E por falar em pecado, mais uma vez o bebedor desavisado atenta contra as normas não escritas de como se saboreia uma boa cerveja, ao pedir “sem colarinho”. Como sabemos, o “colarinho” da bebida é aquela espuma de dióxido de carbono que se sobrepõe ao líquido no copo. Pois é, aquela porção de espuma é, justamente, o que impede o líquido de entrar em contacto com o ar ambiente. A ciência nos diz que a atmosfera contém alguma coisa como 21 por cento de oxigênio, e é esse elemento, aliás, maior responsável pela vida do Planeta, que “ataca” o líquido cervejal deixando-o “choco”. Assim, ao se expor a cerveja ao oxigênio está se permitindo que este reaja com o líquido como o faz com tudo que toca. O oxigênio é responsável pela oxidação dos metais ferrosos a qual é chamada de ferrugem. Quase todos os elementos são atacados pelo oxigênio com exceção dos chamados metais nobres como ouro e platina, que são, justamente, nobres por que se mantêm inalterados na presença do elemento , o que não acontece com nossa cervejinha do dia-a-dia, que fica “choca”, ou seja, oxida-se e se torna intragável para aquele de paladar mais apurado.




Claro que, como “gosto não discute” não há regras invioláveis no que diz respeito à libação dessa apreciada bebida, apenas é de se lamentar que frente um universo tão grande e tão variado, o bebedor brasileiro se atenha apenas às pilsens, sem dar chance a outras variedades tão boas ou melhores que estas. Nos pubs ingleses bebe-se muita cerveja, mas lá o consumidor as pede pelo tipo e não pela marca, o bebedor inglês varia mais suas libações que o cervejeiro tupiniquim.

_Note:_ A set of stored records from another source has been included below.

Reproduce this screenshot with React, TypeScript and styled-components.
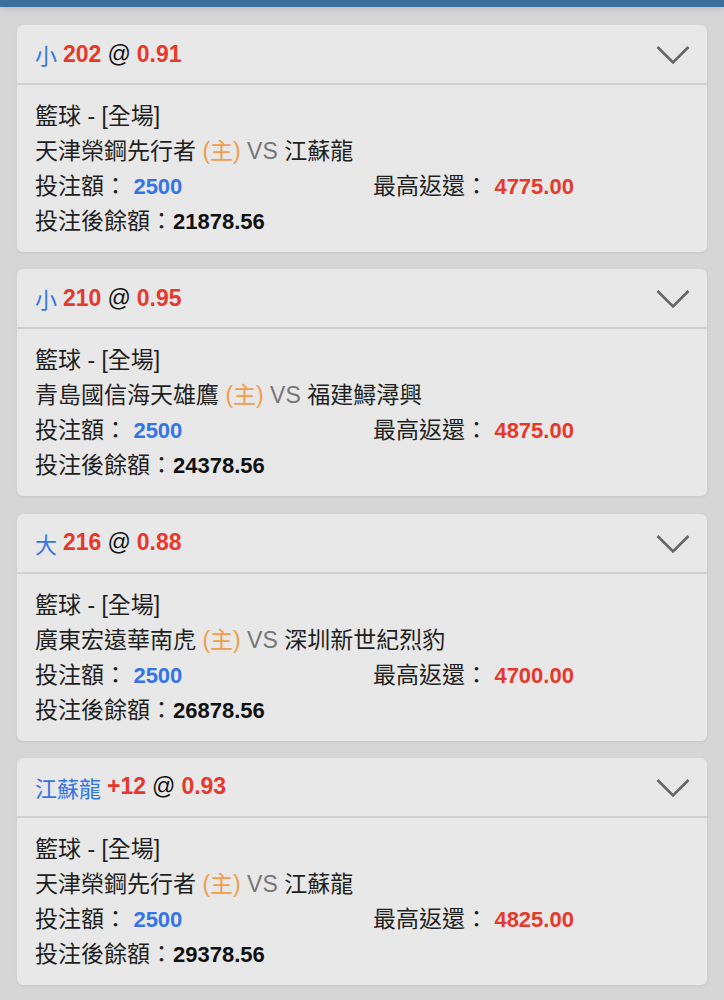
import React from 'react';
import styled, { createGlobalStyle } from 'styled-components';

const GlobalStyle = createGlobalStyle`
  html, body {
    margin: 0;
    padding: 0;
    background: #d6d6d6;
  }
  body {
    font-family: 'Liberation Sans', 'Noto Sans CJK TC', sans-serif;
    color: #1f1f1f;
  }
`;

const Page = styled.div`
  width: 724px;
  min-height: 1000px;
  background: #d6d6d6;
`;

const TopBar = styled.div`
  height: 7px;
  background: #3c6f9c;
  box-shadow: 0 2px 6px rgba(0, 0, 0, 0.12);
`;

const List = styled.div`
  display: flex;
  flex-direction: column;
  gap: 17.3px;
  padding: 18px 17px 0 17px;
`;

const Card = styled.div`
  background: #e8e8e8;
  border-radius: 6px;
  box-shadow: 0 1px 3px rgba(0, 0, 0, 0.08);
  overflow: hidden;
`;

const Header = styled.div`
  height: 58px;
  display: flex;
  align-items: center;
  justify-content: space-between;
  padding: 0 17px 0 18px;
  border-bottom: 2px solid #d0d0d0;
`;

const Title = styled.div`
  font-size: 23px;
  font-weight: 700;
  display: flex;
  align-items: center;
  gap: 6px;
  white-space: pre;
`;

const Tint = styled.span<{ tone: 'blue' | 'red' | 'dark' }>`
  color: ${({ tone }) =>
    tone === 'blue' ? '#3574e6' : tone === 'red' ? '#e6392b' : '#111111'};
  font-weight: ${({ tone }) => (tone === 'dark' ? 400 : 700)};
`;

const TeamPick = styled.span`
  color: #3574e6;
  font-weight: 400;
  font-size: 22px;
  font-family: 'Noto Sans CJK TC', sans-serif;
`;

const Chevron = styled.svg`
  width: 34px;
  height: 20px;
  margin-top: 2px;
`;

const Body = styled.div`
  padding: 14px 18px 13px 18px;
  font-family: 'Liberation Sans', 'Noto Sans CJK TC', sans-serif;
  font-size: 23px;
  line-height: 35px;
`;

const Line = styled.div`
  white-space: pre;
`;

const Home = styled.span`
  color: #f19d4c;
`;

const Vs = styled.span`
  color: #777777;
`;

const Amounts = styled.div`
  display: grid;
  grid-template-columns: 338px 1fr;
`;

const Value = styled.span<{ tone: 'blue' | 'red' | 'dark' }>`
  font-size: 22px;
  font-weight: 700;
  color: ${({ tone }) =>
    tone === 'blue' ? '#3574e6' : tone === 'red' ? '#e6392b' : '#111111'};
`;

interface Bet {
  pick: string;
  line: string;
  odds: string;
  home: string;
  away: string;
  stake: string;
  payout: string;
  balance: string;
}

const bets: Bet[] = [
  { pick: '小', line: '202', odds: '0.91', home: '天津榮鋼先行者', away: '江蘇龍', stake: '2500', payout: '4775.00', balance: '21878.56' },
  { pick: '小', line: '210', odds: '0.95', home: '青島國信海天雄鷹', away: '福建鱘潯興', stake: '2500', payout: '4875.00', balance: '24378.56' },
  { pick: '大', line: '216', odds: '0.88', home: '廣東宏遠華南虎', away: '深圳新世紀烈豹', stake: '2500', payout: '4700.00', balance: '26878.56' },
  { pick: '江蘇龍', line: '+12', odds: '0.93', home: '天津榮鋼先行者', away: '江蘇龍', stake: '2500', payout: '4825.00', balance: '29378.56' },
];

const BetCard: React.FC<{ bet: Bet }> = ({ bet }) => (
  <Card>
    <Header>
      <Title>
        <TeamPick>{bet.pick}</TeamPick>
        <Tint tone="red">{bet.line}</Tint>
        <Tint tone="dark">@</Tint>
        <Tint tone="red">{bet.odds}</Tint>
      </Title>
      <Chevron viewBox="0 0 34 20">
        <polyline points="1.5,2 17,17.5 32.5,2" fill="none" stroke="#666" strokeWidth="2.6" />
      </Chevron>
    </Header>
    <Body>
      <Line>籃球 - [全場]</Line>
      <Line>
        {bet.home} <Home>(主)</Home> <Vs>VS</Vs> {bet.away}
      </Line>
      <Amounts>
        <Line>
          投注額： <Value tone="blue">{bet.stake}</Value>
        </Line>
        <Line>
          最高返還： <Value tone="red">{bet.payout}</Value>
        </Line>
      </Amounts>
      <Line>
        投注後餘額：<Value tone="dark">{bet.balance}</Value>
      </Line>
    </Body>
  </Card>
);

export default function App() {
  return (
    <Page>
      <GlobalStyle />
      <TopBar />
      <List>
        {bets.map((b, i) => (
          <BetCard key={i} bet={b} />
        ))}
      </List>
    </Page>
  );
}
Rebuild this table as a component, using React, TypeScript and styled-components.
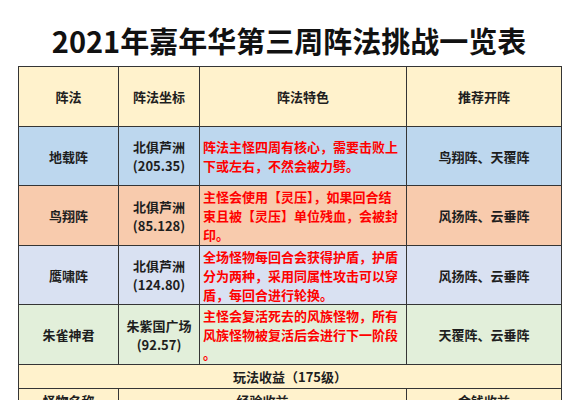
import React from "react";
import styled, { createGlobalStyle } from "styled-components";

const GlobalStyle = createGlobalStyle`
  html, body {
    margin: 0;
    padding: 0;
    background: #ffffff;
  }
  body {
    font-family: "Noto Sans CJK SC", "Microsoft YaHei", sans-serif;
    color: #1e1e1e;
  }
`;

const Page = styled.div`
  width: 578px;
  height: 400px;
  overflow: hidden;
  padding: 0 0 0 18px;
  box-sizing: border-box;
`;

const Title = styled.h1`
  margin: 0;
  padding-top: 14px;
  height: 52px;
  line-height: 52px;
  width: 542px;
  text-align: center;
  font-size: 29px;
  font-weight: 700;
  color: #111;
  white-space: nowrap;
`;

const Table = styled.table`
  width: 543px;
  border-collapse: collapse;
  table-layout: fixed;
`;

const Row = styled.tr<{ $bg: string }>`
  background: ${(p) => p.$bg};
`;

const Cell = styled.td<{ $h: number }>`
  height: ${(p) => p.$h - 1}px;
  border: 1px solid #353535;
  padding: 0 3px;
  text-align: center;
  vertical-align: middle;
  font-size: 13px;
  line-height: 19px;
  font-weight: 700;
  color: #1e1e1e;
  white-space: nowrap;
  overflow: hidden;
`;

const Desc = styled(Cell)`
  text-align: left;
  color: #ff0000;
`;

type Formation = {
  name: string;
  place: string;
  coord: string;
  desc: string[];
  advice: string;
  bg: string;
  h: number;
};

const formations: Formation[] = [
  {
    name: "地载阵",
    place: "北俱芦洲",
    coord: "(205.35)",
    desc: ["阵法主怪四周有核心，需要击败上", "下或左右，不然会被力劈。"],
    advice: "鸟翔阵、天覆阵",
    bg: "#bdd7ee",
    h: 59,
  },
  {
    name: "鸟翔阵",
    place: "北俱芦洲",
    coord: "(85.128)",
    desc: ["主怪会使用【灵压】，如果回合结", "束且被【灵压】单位残血，会被封", "印。"],
    advice: "风扬阵、云垂阵",
    bg: "#f8cbad",
    h: 60,
  },
  {
    name: "鹰啸阵",
    place: "北俱芦洲",
    coord: "(124.80)",
    desc: ["全场怪物每回合会获得护盾，护盾", "分为两种，采用同属性攻击可以穿", "盾，每回合进行轮换。"],
    advice: "风扬阵、云垂阵",
    bg: "#d9e1f2",
    h: 59,
  },
  {
    name: "朱雀神君",
    place: "朱紫国广场",
    coord: "(92.57)",
    desc: ["主怪会复活死去的风族怪物，所有", "风族怪物被复活后会进行下一阶段", "。"],
    advice: "天覆阵、云垂阵",
    bg: "#e2efda",
    h: 60,
  },
];

const Lines = ({ lines }: { lines: string[] }) => (
  <>
    {lines.map((l, i) => (
      <React.Fragment key={i}>
        {i > 0 && <br />}
        {l}
      </React.Fragment>
    ))}
  </>
);

export default function App() {
  return (
    <>
      <GlobalStyle />
      <Page>
        <Title>2021年嘉年华第三周阵法挑战一览表</Title>
        <Table>
          <colgroup>
            <col style={{ width: 100 }} />
            <col style={{ width: 81 }} />
            <col style={{ width: 207 }} />
            <col style={{ width: 155 }} />
          </colgroup>
          <tbody>
            <Row $bg="#fff2cc">
              <Cell $h={60}>阵法</Cell>
              <Cell $h={60}>阵法坐标</Cell>
              <Cell $h={60}>阵法特色</Cell>
              <Cell $h={60}>推荐开阵</Cell>
            </Row>
            {formations.map((f) => (
              <Row key={f.name} $bg={f.bg}>
                <Cell $h={f.h}>{f.name}</Cell>
                <Cell $h={f.h}>
                  <Lines lines={[f.place, f.coord]} />
                </Cell>
                <Desc $h={f.h}>
                  <Lines lines={f.desc} />
                </Desc>
                <Cell $h={f.h}>{f.advice}</Cell>
              </Row>
            ))}
            <Row $bg="#fff2cc">
              <Cell $h={24} colSpan={4}>
                玩法收益（175级）
              </Cell>
            </Row>
            <Row $bg="#fff2cc">
              <Cell $h={24}>怪物名称</Cell>
              <Cell $h={24} colSpan={2}>
                经验收益
              </Cell>
              <Cell $h={24}>金钱收益</Cell>
            </Row>
          </tbody>
        </Table>
      </Page>
    </>
  );
}
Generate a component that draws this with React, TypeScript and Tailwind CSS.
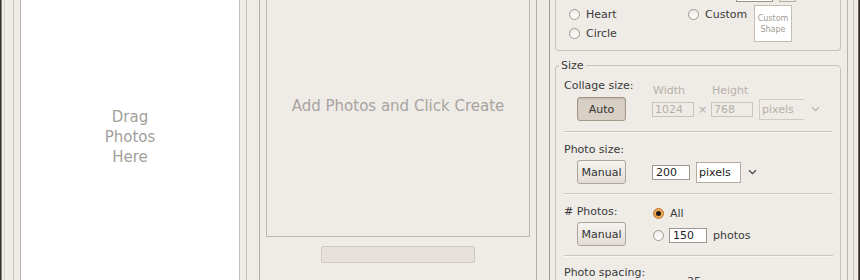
import React from "react";

const Radio = ({ checked }: { checked?: boolean }) =>
  checked ? (
    <span className="w-[11px] h-[11px] rounded-full border border-[#b5793a] bg-[#f2a64e] flex items-center justify-center shrink-0">
      <span className="w-[5px] h-[5px] rounded-full bg-[#1e1a16]" />
    </span>
  ) : (
    <span className="w-[11px] h-[11px] rounded-full border border-[#a0978d] bg-linear-to-b from-[#efece8] to-white shrink-0" />
  );

const Chevron = ({ disabled }: { disabled?: boolean }) => (
  <svg width="9" height="6" viewBox="0 0 9 6" className="shrink-0">
    <path
      d="M1 1.2 L4.5 4.6 L8 1.2"
      fill="none"
      stroke={disabled ? "#bdb6ad" : "#4a4a4a"}
      strokeWidth="1.3"
    />
  </svg>
);

const ManualBtn = () => (
  <div className="ml-[13px] w-[49px] h-[24px] rounded-[3px] border border-[#aea499] bg-linear-to-b from-[#f6f4f1] to-[#e2dcd5] flex items-center justify-center leading-[13px] text-[#333]">
    Manual
  </div>
);

const Separator = () => (
  <div className="flex flex-col shrink-0">
    <div className="h-px bg-[#cdc7bf]" />
    <div className="h-px bg-[#f8f7f4]" />
  </div>
);

export default function App() {
  return (
    <div className="w-[860px] h-[280px] overflow-hidden bg-[#efebe7] flex font-['DejaVu_Sans',sans-serif] text-[11px] text-[#3a3a3a]">
      <div className="w-px shrink-0 bg-[#35302b]" />
      <div className="w-px shrink-0 bg-[#8c847b]" />
      <div className="w-[2px] shrink-0" />
      <div className="w-px shrink-0 bg-[#dcd7d0]" />
      <div className="w-[8px] shrink-0" />
      <div className="w-px shrink-0 bg-[#c9c4bd]" />
      <div className="w-[6px] shrink-0" />
      {/* Drag area */}
      <div className="w-[220px] shrink-0 bg-white border-l border-r border-l-[#b8b2ab] border-r-[#c3beb7] flex flex-col items-center pt-[107px] text-[15px] leading-[20px] text-[#a3a09b]">
        <span>Drag</span>
        <span>Photos</span>
        <span>Here</span>
      </div>
      <div className="w-[6px] shrink-0" />
      <div className="w-px shrink-0 bg-[#c8c3bc]" />
      <div className="w-[12px] shrink-0" />
      <div className="w-px shrink-0 bg-[#b4aea7]" />
      <div className="w-[6px] shrink-0" />
      {/* Preview */}
      <div className="w-[264px] shrink-0 flex flex-col">
        <div className="h-[237px] shrink-0 border-x border-b border-[#bcb6af] flex justify-center pt-[98px]">
          <span className="text-[15px] leading-[16px] text-[#a7a49f]">
            Add Photos and Click Create
          </span>
        </div>
        <div className="mt-[9px] shrink-0 self-center w-[154px] h-[17px] border border-[#d0c9c0] bg-[#e5e0da] rounded-[2px]" />
      </div>
      <div className="w-[6px] shrink-0" />
      <div className="w-px shrink-0 bg-[#b4aea7]" />
      <div className="w-[12px] shrink-0" />
      <div className="w-px shrink-0 bg-[#a89c8f]" />
      <div className="w-[5px] shrink-0" />
      {/* Options panel */}
      <div className="w-[286px] shrink-0 flex flex-col">
        {/* Shape group */}
        <div className="h-[51px] shrink-0 border-x border-b border-[#c9c2b9] rounded-b-[4px] flex flex-col">
          <div className="h-[2px] shrink-0 flex">
            <div className="ml-[180px] w-[37px] h-[2px] border-x border-b border-[#9d9488] bg-white" />
            <div className="ml-[6px] w-[17px] h-[2px] border-x border-b border-[#b5ada3]" />
          </div>
          <div className="flex shrink-0">
            <div className="ml-[13px] w-[119px] pt-[5px] flex flex-col gap-[5px]">
              <div className="h-[14px] flex items-center gap-[6px] leading-[13px]">
                <Radio />
                <span>Heart</span>
              </div>
              <div className="h-[14px] flex items-center gap-[6px] leading-[13px]">
                <Radio />
                <span>Circle</span>
              </div>
            </div>
            <div className="w-[66px] pt-[5px]">
              <div className="h-[14px] flex items-center gap-[6px] leading-[13px]">
                <Radio />
                <span>Custom</span>
              </div>
            </div>
            <div className="mt-[3px] w-[38px] h-[37px] bg-white border border-[#c4bdb4] flex flex-col items-center justify-center text-[8px] leading-[11px] text-[#a19b94]">
              <span>Custom</span>
              <span>Shape</span>
            </div>
          </div>
        </div>
        {/* Size group */}
        <div className="mt-[14px] shrink-0 relative border border-[#c9c2b9] rounded-[4px] pl-[8px] pr-[7px] flex flex-col">
          <span className="absolute left-[3px] -top-[7px] px-[2px] bg-[#efebe7] leading-[13px]">
            Size
          </span>
          {/* Collage size */}
          <div className="pt-[13px] flex shrink-0">
            <div className="w-[88px] flex flex-col">
              <span className="leading-[13px]">Collage size:</span>
              <div className="mt-[5px] ml-[13px] w-[49px] h-[24px] rounded-[3px] border border-[#a3978a] bg-[#d8cfc5] shadow-[inset_0_1px_2px_rgba(0,0,0,0.12)] flex items-center justify-center leading-[13px] text-[#333]">
                Auto
              </div>
            </div>
            <div className="flex flex-col">
              <div className="mt-[5px] h-[13px] flex leading-[13px] text-[#b7b1a9]">
                <span className="w-[59px] pl-px">Width</span>
                <span className="pl-px">Height</span>
              </div>
              <div className="h-[24px] flex items-center">
                <div className="w-[42px] h-[15px] border border-[#cbc4bb] pl-[2px] leading-[13px] text-[#b5afa7]">
                  1024
                </div>
                <span className="w-[17px] text-center leading-[13px] text-[#b5afa7]">×</span>
                <div className="w-[42px] h-[15px] border border-[#cbc4bb] pl-[2px] leading-[13px] text-[#b5afa7]">
                  768
                </div>
                <div className="ml-[6px] w-[45px] h-[21px] border border-r-0 border-[#d2cbc2] pl-[2px] flex items-center leading-[13px] text-[#b5afa7]">
                  pixels
                </div>
                <div className="ml-[7px]">
                  <Chevron disabled />
                </div>
              </div>
            </div>
          </div>
          <div className="mt-[10px] shrink-0">
            <Separator />
          </div>
          {/* Photo size */}
          <div className="pt-[10px] flex shrink-0">
            <div className="w-[88px] flex flex-col">
              <span className="leading-[13px]">Photo size:</span>
              <div className="mt-[4px]">
                <ManualBtn />
              </div>
            </div>
            <div className="mt-[17px] h-[24px] flex items-center">
              <div className="w-[38px] h-[15px] border border-[#a0968b] bg-white pl-[3px] leading-[13px] text-[#222]">
                200
              </div>
              <div className="ml-[6px] w-[45px] h-[21px] border border-[#b3aba1] bg-white pl-[2px] flex items-center leading-[13px] text-[#222]">
                pixels
              </div>
              <div className="ml-[7px]">
                <Chevron />
              </div>
            </div>
          </div>
          <div className="mt-[9px] shrink-0">
            <Separator />
          </div>
          {/* # Photos */}
          <div className="pt-[10px] flex shrink-0">
            <div className="w-[89px] flex flex-col">
              <span className="leading-[13px]"># Photos:</span>
              <div className="mt-[4px]">
                <ManualBtn />
              </div>
            </div>
            <div className="flex flex-col">
              <div className="h-[17px] flex items-center gap-[6px] leading-[13px]">
                <Radio checked />
                <span>All</span>
              </div>
              <div className="h-[23px] pt-[3px] flex items-center leading-[13px]">
                <Radio />
                <div className="ml-[5px] w-[38px] h-[15px] border border-[#a0968b] bg-white pl-[3px] text-[#222]">
                  150
                </div>
                <span className="ml-[6px]">photos</span>
              </div>
            </div>
          </div>
          <div className="mt-[9px] shrink-0">
            <Separator />
          </div>
          {/* Photo spacing */}
          <div className="pt-[9px] flex shrink-0">
            <div className="w-[88px] flex flex-col">
              <span className="leading-[13px]">Photo spacing:</span>
            </div>
            <div className="pl-[35px] pt-[9px] leading-[13px] text-[#444]">25</div>
          </div>
          <div className="h-[40px] shrink-0" />
        </div>
      </div>
      <div className="w-[6px] shrink-0" />
      <div className="w-px shrink-0 bg-[#bbb3aa]" />
      <div className="w-[5px] shrink-0" />
      <div className="w-px shrink-0 bg-[#c9c3bb]" />
      <div className="w-[4px] shrink-0" />
      <div className="w-px shrink-0 bg-[#6a6159]" />
      <div className="w-px shrink-0 bg-[#2f2a26]" />
    </div>
  );
}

Não sou cervejeiro, tampouco bebo qualquer bebida alcoólica, mas, durante muitos anos, fui um razoável colecionador de cervejas nacionais em garrafas, cheguei a ter mais de quinhentas. Hoje, por falta de espaço, minha coleção encontra-se espalhada por muitos acervos de colecionadores em vários estados deste país.

As ilustrações do texto são de minha antiga coleção. JAIR, Floripa, 25/07/10.